This week’s U.S. data showed improving housing market conditions, strong labor demand but a weak leading economic index. News from China and Europe figures in our U.S. analysis as global central bank easing continues.
Today, the People’s Bank of China cut its benchmark lending rate by a quarter point, cut its deposit rate by a quarter of a point and reduced its reserve-requirement ratio for Chinese banks. These easing moves are designed to encourage bank lending in an effort to support economic growth. A strong Chinese economy is an essential support to many other Asian and Pacific economies.
Yesterday, Mario Draghi, President of the European Central Bank, signaled that the ECB would likely extend its asset purchase program at its December meeting. The euro fell immediately against the dollar.
The recent announcements by the PBOC and the ECB figure in our expectation of Federal Reserve Policy. Easing monetary policy outside the U.S. is an increasing deterrent against the Fed’s often stated intention of raising the Fed funds rate this year. We now believe that fed funds lift-off this year is a low probability event. U.S. stock markets opened with gains today, supported by the PBOC announcement and better-than-expected third quarter earnings.
Residential construction activity increased in September as total housing starts gained 6.5 percent. Residential construction permits eased in September, dropping 5.0 percent to a 1,103,000 unit rate. We expect to see gradual improvement in the rate of construction into next year, supported by increasing new home sales and strong demand for new multifamily units. Solid job growth, improving consumer confidence and still-low home mortgage rates are all tailwinds for the housing market. Likewise, we expect construction employment to continue to grow, contributing to tightening labor market conditions in most major metropolitan areas.
The National Association of Homebuilders’ builder confidence index gained three points in October, to hit 64. According to the NAHB, the October increase represents a return to the builder confidence level of late 2005.
Existing home sales for September increased by 4.7 percent, to a 5.55 million unit rate. The months’ supply of existing homes dropped from 5.1 in August to 4.8 in September, the tightest supply since last March. The median sales price of an existing home was up 6.1 percent in September over the previous year, according to the National Association of Realtors.

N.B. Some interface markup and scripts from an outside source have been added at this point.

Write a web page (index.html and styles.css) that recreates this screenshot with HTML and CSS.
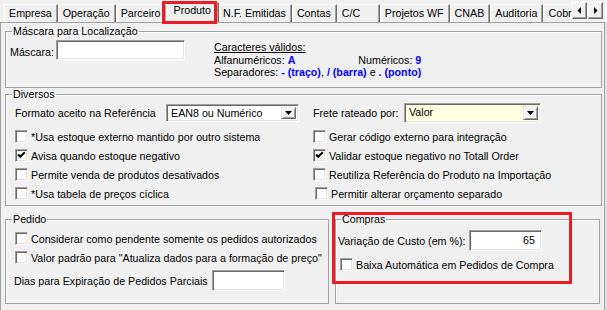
FILE: index.html
```html
<!DOCTYPE html>
<html lang="pt-BR">
<head>
    <meta charset="UTF-8">
    <title>Produto - Parâmetros</title>
    <link rel="stylesheet" href="styles.css">
</head>
<body>
    <div class="tabctl">
        <div class="tabbar">
            <div class="tabs">
                <span class="tab">Empresa</span>
                <span class="tab">Operação</span>
                <span class="tab">Parceiro</span>
                <span class="tab active">Produto</span>
                <span class="tab">N.F. Emitidas</span>
                <span class="tab">Contas</span>
                <span class="tab tab-cc">C/C</span>
                <span class="tab">Projetos WF</span>
                <span class="tab">CNAB</span>
                <span class="tab">Auditoria</span>
                <span class="tab">Cobrança</span>
            </div>
            <div class="scroll">
                <span class="sbtn">
                    <svg width="5" height="7" viewBox="0 0 5 7"><path d="M4 0 L4 7 L0.5 3.5 Z" fill="#000"/></svg>
                </span>
                <span class="sbtn">
                    <svg width="5" height="7" viewBox="0 0 5 7"><path d="M1 0 L1 7 L4.5 3.5 Z" fill="#000"/></svg>
                </span>
            </div>
        </div>

        <div class="page">
            <fieldset class="group mask">
                <legend>Máscara para Localização</legend>
                <div class="mask-row">
                    <label class="mask-label">Máscara:</label>
                    <span class="edit mask-edit"></span>
                    <div class="chars">
                        <div class="chars-title">Caracteres válidos:</div>
                        <div class="chars-line">
                            <span>Alfanuméricos: <b>A</b></span>
                            <span>Numéricos: <b>9</b></span>
                        </div>
                        <div>Separadores: <b>- (traço)</b>, <b>/ (barra)</b> e <b>. (ponto)</b></div>
                    </div>
                </div>
            </fieldset>

            <fieldset class="group misc">
                <legend>Diversos</legend>
                <div class="cols">
                    <div class="col col-left">
                        <div class="field-row">
                            <span class="lbl lbl-format">Formato aceito na Referência</span>
                            <span class="combo combo-format">
                                <span class="combo-text">EAN8 ou Numérico</span>
                                <span class="combo-btn"><svg width="7" height="4" viewBox="0 0 7 4"><path d="M0 0 H7 L3.5 4 Z" fill="#000"/></svg></span>
                            </span>
                        </div>
                        <div class="check-row"><span class="check"></span>*Usa estoque externo mantido por outro sistema</div>
                        <div class="check-row"><span class="check on"><svg width="11" height="11" viewBox="0 0 11 11"><path d="M2 4.5 L4.2 6.8 L8.8 2.2" fill="none" stroke="#000" stroke-width="2"/></svg></span>Avisa quando estoque negativo</div>
                        <div class="check-row"><span class="check"></span>Permite venda de produtos desativados</div>
                        <div class="check-row"><span class="check"></span>*Usa tabela de preços cíclica</div>
                    </div>
                    <div class="col col-right">
                        <div class="field-row">
                            <span class="lbl lbl-freight">Frete rateado por:</span>
                            <span class="combo combo-freight">
                                <span class="combo-text">Valor</span>
                                <span class="combo-btn"><svg width="7" height="4" viewBox="0 0 7 4"><path d="M0 0 H7 L3.5 4 Z" fill="#000"/></svg></span>
                            </span>
                        </div>
                        <div class="check-row"><span class="check"></span>Gerar código externo para integração</div>
                        <div class="check-row"><span class="check on"><svg width="11" height="11" viewBox="0 0 11 11"><path d="M2 4.5 L4.2 6.8 L8.8 2.2" fill="none" stroke="#000" stroke-width="2"/></svg></span>Validar estoque negativo no Totall Order</div>
                        <div class="check-row"><span class="check"></span>Reutiliza Referência do Produto na Importação</div>
                        <div class="check-row nudge"><span class="check"></span>Permitir alterar orçamento separado</div>
                    </div>
                </div>
            </fieldset>

            <div class="bottom">
                <fieldset class="group order">
                    <legend>Pedido</legend>
                    <div class="check-row"><span class="check"></span>Considerar como pendente somente os pedidos autorizados</div>
                    <div class="check-row"><span class="check"></span>Valor padrão para "Atualiza dados para a formação de preço"</div>
                    <div class="days-row">
                        <span class="lbl lbl-days">Dias para Expiração de Pedidos Parciais</span>
                        <span class="edit days-edit"></span>
                    </div>
                </fieldset>

                <fieldset class="group purchase">
                    <legend>Compras</legend>
                    <div class="cost-row">
                        <span class="lbl lbl-cost">Variação de Custo (em %):</span>
                        <span class="edit cost-edit">65</span>
                    </div>
                    <div class="check-row"><span class="check"></span>Baixa Automática em Pedidos de Compra</div>
                </fieldset>
            </div>
        </div>
    </div>

    <!-- highlight boxes drawn over the form -->
    <div class="mark mark-tab"></div>
    <div class="mark mark-purchase"></div>
</body>
</html>
```

FILE: styles.css
```css
:root {
    --face: #f0f0f0;
    --shadow: #a0a0a0;
    --dark: #696969;
    --light: #e3e3e3;
    --white: #ffffff;
    --blue: #0000ff;
    --mark: #ed1c24;
}

* {
    box-sizing: border-box;
}

body {
    margin: 0;
    width: 607px;
    height: 310px;
    overflow: hidden;
    position: relative;
    background-color: var(--white);
    font-family: "Liberation Sans", Arial, sans-serif;
    font-size: 10.7px;
    color: #000;
}

/* tab strip */
.tabctl {
    width: 605px;
    height: 310px;
    background-color: var(--face);
}

.tabbar {
    display: flex;
    height: 22px;
    padding-left: 4px;
}

.tabs {
    flex: 1;
    display: flex;
    align-items: flex-end;
    overflow: hidden;
    white-space: nowrap;
}

.tab {
    height: 18px;
    line-height: 16px;
    padding: 0 5px 0 4px;
    border-top: 1px solid var(--white);
    border-left: 1px solid var(--white);
    border-right: 1px solid var(--dark);
    box-shadow: inset -1px 0 0 var(--shadow);
    flex-shrink: 0;
}

.tab.active {
    height: 20px;
    line-height: 15px;
    margin: 0 -1px 0 -1px;
    padding: 0 7px;
    position: relative;
}

.tab-cc {
    width: 43px;
}

.scroll {
    display: flex;
    gap: 1px;
    padding: 2px 2px 0 0;
}

.sbtn {
    width: 15px;
    height: 17px;
    display: flex;
    align-items: center;
    justify-content: center;
    background-color: var(--face);
    border: 1px solid;
    border-color: var(--white) var(--dark) var(--dark) var(--white);
    box-shadow: inset -1px -1px 0 var(--shadow);
}

/* page */
.page {
    height: 288px;
    border-top: 1px solid var(--shadow);
    border-left: 1px solid var(--shadow);
    border-right: 1px solid var(--shadow);
    box-shadow: 2px 0 0 var(--light);
    padding: 2px 2px 0 4px;
}

fieldset.group {
    margin: 0;
    padding: 0;
    min-width: 0;
    border: 1px solid var(--shadow);
    box-shadow: inset 1px 1px 0 var(--white);
}

legend {
    padding: 0 1px;
    margin-left: 6px;
    line-height: 13px;
}

.lbl {
    white-space: nowrap;
    flex-shrink: 0;
}

/* mascara */
.mask {
    height: 63px;
}

.mask-row {
    display: flex;
    align-items: flex-start;
    padding: 2px 0 0 4px;
}

.mask-label {
    width: 46px;
    margin-top: 6px;
}

.edit {
    display: block;
    flex-shrink: 0;
    background-color: var(--white);
    border: 1px solid;
    border-color: var(--shadow) var(--white) var(--white) var(--shadow);
    box-shadow: inset 1px 1px 0 var(--dark), inset -1px -1px 0 var(--light);
}

.mask-edit {
    width: 129px;
    height: 20px;
}

.chars {
    margin-left: 29px;
    margin-top: 1px;
    line-height: 12.5px;
}

.chars-title {
    text-decoration: underline;
}

.chars-line {
    display: flex;
    justify-content: space-between;
}

.chars b {
    color: var(--blue);
}

/* diversos */
.misc {
    margin-top: 2px;
    height: 118px;
}

.cols {
    display: flex;
    padding: 2px 0 0 9px;
}

.col-left {
    width: 298px;
}

.field-row {
    display: flex;
    align-items: center;
    height: 20px;
    margin-bottom: 4px;
}

.lbl-format {
    width: 151px;
}

.lbl-freight {
    width: 91px;
}

.combo {
    display: flex;
    height: 19px;
    background-color: var(--white);
    border: 1px solid;
    border-color: var(--shadow) var(--white) var(--white) var(--shadow);
    box-shadow: inset 1px 1px 0 var(--dark), inset -1px -1px 0 var(--light);
    padding: 2px;
}

.combo-format {
    width: 133px;
    height: 18px;
}

.combo-freight {
    width: 137px;
    height: 20px;
    background-color: #ffffe1;
}

.combo-text {
    flex: 1;
    padding-left: 2px;
    line-height: 13px;
}

.combo-btn {
    width: 15px;
    display: flex;
    align-items: center;
    justify-content: center;
    background-color: var(--face);
    border: 1px solid;
    border-color: var(--light) var(--dark) var(--dark) var(--light);
    box-shadow: inset 1px 1px 0 var(--white), inset -1px -1px 0 var(--shadow);
}

.check-row {
    display: flex;
    align-items: center;
    height: 19px;
    white-space: nowrap;
}

.check {
    width: 13px;
    height: 13px;
    margin-right: 3px;
    flex-shrink: 0;
    display: flex;
    align-items: center;
    justify-content: center;
    background-color: var(--white);
    border: 1px solid;
    border-color: var(--shadow) var(--white) var(--white) var(--shadow);
    box-shadow: inset 1px 1px 0 var(--dark), inset -1px -1px 0 var(--light);
}

.nudge {
    margin-left: 2px;
}

/* pedido / compras */
.bottom {
    display: flex;
    margin-top: 7px;
}

fieldset.order {
    width: 324px;
    height: 91px;
    padding: 0 0 0 9px;
}

.order legend {
    margin-left: -3px;
}

.order .check-row:first-of-type {
    margin-top: 3px;
}

.days-row {
    display: flex;
    align-items: center;
    margin: 3px 0 0 -1px;
}

.lbl-days {
    width: 198px;
}

.days-edit {
    width: 73px;
    height: 21px;
}

fieldset.purchase {
    width: 265px;
    height: 91px;
    margin-left: 6px;
    padding: 0 0 0 2px;
}

.purchase legend {
    margin-left: 3px;
}

.cost-row {
    display: flex;
    align-items: center;
    margin-top: 4px;
}

.lbl-cost {
    width: 131px;
}

.cost-edit {
    width: 73px;
    height: 21px;
    text-align: right;
    padding: 3px 6px 0 0;
}

.purchase .check-row {
    margin: 4px 0 0 2px;
}

/* red highlight boxes */
.mark {
    position: absolute;
    border: 3px solid var(--mark);
}

.mark-tab {
    left: 162px;
    top: 1px;
    width: 55px;
    height: 23px;
}

.mark-purchase {
    left: 332px;
    top: 212px;
    width: 240px;
    height: 72px;
}
```
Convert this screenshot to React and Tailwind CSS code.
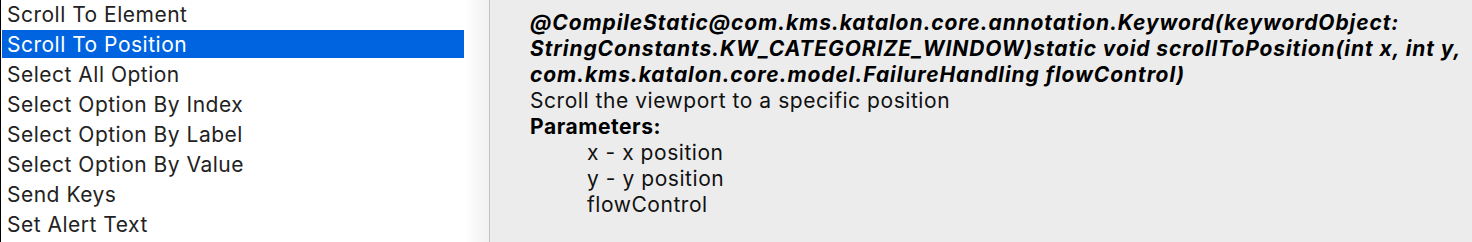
import React from "react";

const items = [
  "Scroll To Element",
  "Scroll To Position",
  "Select All Option",
  "Select Option By Index",
  "Select Option By Label",
  "Select Option By Value",
  "Send Keys",
  "Set Alert Text",
];

const font = { fontFamily: "Inter, 'Liberation Sans', sans-serif" };

const KeywordList = () => (
  <div className="flex h-full w-[490px] shrink-0 border-l border-r border-l-black border-r-[#c4c4c4] bg-white">
    <div className="w-[463px] overflow-hidden">
      {items.map((name, i) =>
        i === 1 ? (
          <div key={name} className="h-[30px] pl-[1px]">
            <div className="h-[28px] bg-[#0064e1] pl-[5px] text-[21px] leading-[30px] tracking-[0.5px] text-white">{name}</div>
          </div>
        ) : (
          <div key={name} className="h-[30px] pl-[6px] text-[21px] leading-[30px] tracking-[0.5px] text-[#222]">
            {name}
          </div>
        )
      )}
    </div>
    <div className="flex-1 bg-gradient-to-r from-white to-[#f1f1f1]" />
  </div>
);

const KeywordDoc = () => (
  <div className="flex-1 bg-[#ececec] pl-[40px] pt-[10px] text-[21px] leading-[26px] tracking-[0.55px] text-[#111]">
    <div className="font-bold italic tracking-[0.9px] text-black">
      <div>@CompileStatic@com.kms.katalon.core.annotation.Keyword(keywordObject:</div>
      <div>StringConstants.KW_CATEGORIZE_WINDOW)static void scrollToPosition(int x, int y,</div>
      <div>com.kms.katalon.core.model.FailureHandling flowControl)</div>
    </div>
    <div>Scroll the viewport to a specific position</div>
    <div className="font-bold text-black">Parameters:</div>
    <div className="pl-[57px]">
      <div>x - x position</div>
      <div>y - y position</div>
      <div>flowControl</div>
    </div>
  </div>
);

export default function App() {
  return (
    <div className="flex h-[242px] w-[1472px] overflow-hidden" style={font}>
      <KeywordList />
      <KeywordDoc />
    </div>
  );
}
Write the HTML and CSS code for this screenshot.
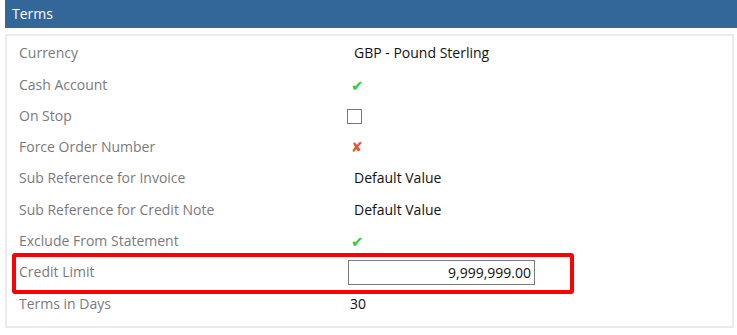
FILE: index.html
```html
<!DOCTYPE html>
<html>
  <head>
    <link rel="stylesheet" href="styles.css">
    <title>Terms</title>
  </head>
  <body>
    <div class="section">
      <h2 class="section-title">Terms</h2>
      <div class="panel">
        <div class="row">
          <span class="label">Currency</span>
          <span class="value">GBP - Pound Sterling</span>
        </div>
        <div class="row">
          <span class="label">Cash Account</span>
          <span class="value"><span class="tick">&#10004;</span></span>
        </div>
        <div class="row">
          <span class="label">On Stop</span>
          <span class="value"><span class="checkbox"></span></span>
        </div>
        <div class="row">
          <span class="label">Force Order Number</span>
          <span class="value"><span class="cross">&#10008;</span></span>
        </div>
        <div class="row">
          <span class="label">Sub Reference for Invoice</span>
          <span class="value">Default Value</span>
        </div>
        <div class="row">
          <span class="label">Sub Reference for Credit Note</span>
          <span class="value">Default Value</span>
        </div>
        <div class="row">
          <span class="label">Exclude From Statement</span>
          <span class="value"><span class="tick">&#10004;</span></span>
        </div>
        <div class="row highlight">
          <span class="label">Credit Limit</span>
          <span class="value"><input class="amount" type="text" value="9,999,999.00" /></span>
        </div>
        <div class="row">
          <span class="label">Terms in Days</span>
          <span class="value value-plain">30</span>
        </div>
      </div>
    </div>
  </body>
</html>
```

FILE: styles.css
```css
/* RESETS */
*,
*::before,
*::after {
  box-sizing: border-box;
}
html {
  font: 14px / 1.2 "Open Sans", "DejaVu Sans", sans-serif;
}
body {
  margin: 0;
  padding: 0 0 0 5px;
  background: #fff;
}
h2 {
  margin: 0;
}

/* Section header */
.section-title {
  height: 28px;
  padding: 6px 7px 0;
  background: #336699;
  color: #fff;
  font-size: 14px;
  font-weight: normal;
}

/* Panel */
.panel {
  margin: 6px 3px 0 0;
  border: 2px solid #ebebeb;
  padding: 2px 0 6px;
}
.row {
  position: relative;
  display: flex;
  align-items: center;
  height: 31.3px;
}
.label {
  width: 340px;
  padding-left: 12px;
  color: #7a7a7a;
}
.value {
  padding-left: 7px;
  color: #111;
  display: flex;
  align-items: center;
}
.value-plain {
  padding-left: 3px;
}
.tick {
  color: #2ecc40;
  font-size: 15px;
  margin-left: -3px;
}
.cross {
  color: #e2542a;
  font-size: 14px;
  margin-left: -3px;
}
.checkbox {
  display: inline-block;
  width: 15px;
  height: 15px;
  margin-left: -7px;
  border: 1px solid #777;
  background: #fff;
}
.amount {
  width: 187px;
  height: 25px;
  margin: 0 0 0 -6px;
  padding: 0 3px;
  border: 1px solid #7a7a7a;
  border-radius: 0;
  text-align: right;
  font: inherit;
  color: #111;
}

/* Annotation box round the credit limit row */
.highlight::after {
  content: "";
  position: absolute;
  left: 5px;
  top: -4px;
  width: 562px;
  height: 41px;
  border: 4px solid #ff0000;
  border-radius: 3px;
  pointer-events: none;
}
```
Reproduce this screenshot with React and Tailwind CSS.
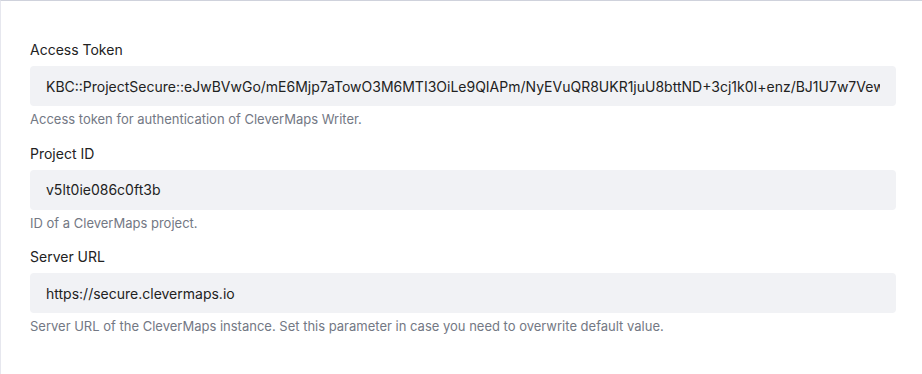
const fields = [
  {
    label: 'Access Token',
    value:
      'KBC::ProjectSecure::eJwBVwGo/mE6Mjp7aTowO3M6MTI3OiLe9QIAPm/NyEVuQR8UKR1juU8bttND+3cj1k0I+enz/BJ1U7w7VewqK3nQ9x==',
    help: 'Access token for authentication of CleverMaps Writer.',
  },
  {
    label: 'Project ID',
    value: 'v5lt0ie086c0ft3b',
    help: 'ID of a CleverMaps project.',
  },
  {
    label: 'Server URL',
    value: 'https://secure.clevermaps.io',
    help: 'Server URL of the CleverMaps instance. Set this parameter in case you need to overwrite default value.',
  },
];

function Field({ label, value, help }) {
  return (
    <div className="flex flex-col">
      <label className="text-sm leading-5 text-[#222]">{label}</label>
      <input
        readOnly
        value={value}
        className="mt-1.5 h-10 w-full rounded bg-[#f1f2f5] px-4 text-sm text-[#222] outline-none"
      />
      <p className="mt-1 text-[13px] leading-[19px] text-[#737884]">{help}</p>
    </div>
  );
}

export default function App() {
  return (
    <div
      className="h-[374px] w-full border-t border-l border-t-[#cfd2dc] border-l-[#e6e7ee] bg-white pt-[39px] pl-[29px] pr-[26px]"
      style={{ fontFamily: 'Inter, "Noto Sans", sans-serif' }}
    >
      <div className="flex flex-col gap-[14.5px]">
        {fields.map((f) => (
          <Field key={f.label} {...f} />
        ))}
      </div>
    </div>
  );
}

According to the Mortgage Bankers Association, the rate on a 30-year fixed rate mortgage fell to 3.95 percent as of October 16th, which will support home buying at the start of the fourth quarter.
Initial claims ticked up slightly, by 3,000, for the week ending October 17, to hit 259,000. These are numbers comparable to the mid-1970s.
The Conference Board’s Leading Economic Index for September declined by 0.2 percent, its first decline since last February. Notably, the Coincident Index and the Lagging Index were both positive for the month. The biggest negative component was stock prices, dragged down by the sell-off in China. Two negative components, average weekly manufacturing hours and the ISM new orders index, are illustrative of the increasing headwinds for U.S. manufacturers.
We believe there is essentially zero chance of the Federal Reserve increasing the fed funds rate at the upcoming FOMC meeting over October 27 and 28, and a low probability for a December increase as well.